Showing posts with label poor. Show all posts
Showing posts with label poor. Show all posts

Friday, September 27, 2013

Well Put. . .


(from http://www.baltimoresun.com/news/opinion/oped/bs-ed-reich-free-market-20130924,0,4661170.story   Robert Reich, former U.S. Secretary of Labor, is professor of public policy at the University of California at Berkeley and the author of "Beyond Outrage," now available in paperback. His new film, "Inequality for All," will be out September 27. He blogs at http://www.robertreich.org)

". . . One of the most deceptive ideas continuously sounded by the right (and its fathomless think tanks and media outlets) is that the "free market" is natural and inevitable, existing outside and beyond government.

So whatever inequality or insecurity it generates is beyond our control. And whatever ways we might seek to reduce inequality or insecurity — to make the economy work for us — are unwarranted constraints on the market's freedom and will inevitably go wrong.

By this view, if some people aren't paid enough to live on, the market has determined they aren't worth enough. If others rake in billions, they must be worth it.
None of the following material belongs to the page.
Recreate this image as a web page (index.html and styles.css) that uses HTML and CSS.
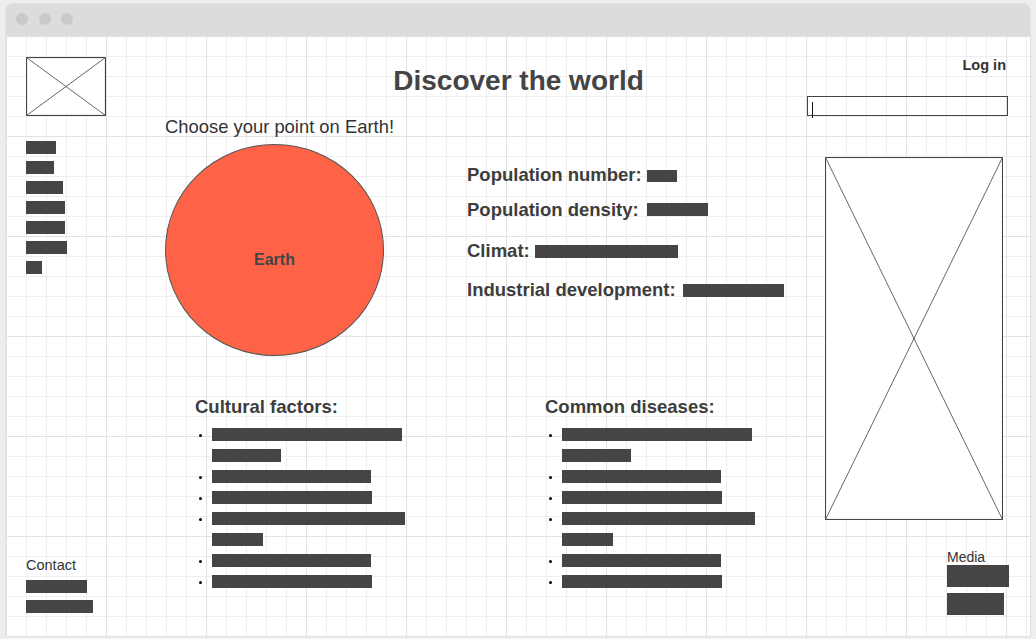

If millions of Americans remain unemployed or their paychecks are shrinking or they work two or three part-time jobs with no idea what they'll earn next month or next week, that's too bad; it's just the outcome of the market.

According to this logic, government shouldn't intrude through minimum wages, high taxes on top earners, public spending to get people back to work, regulations on business, or anything else, because the "free market" knows best.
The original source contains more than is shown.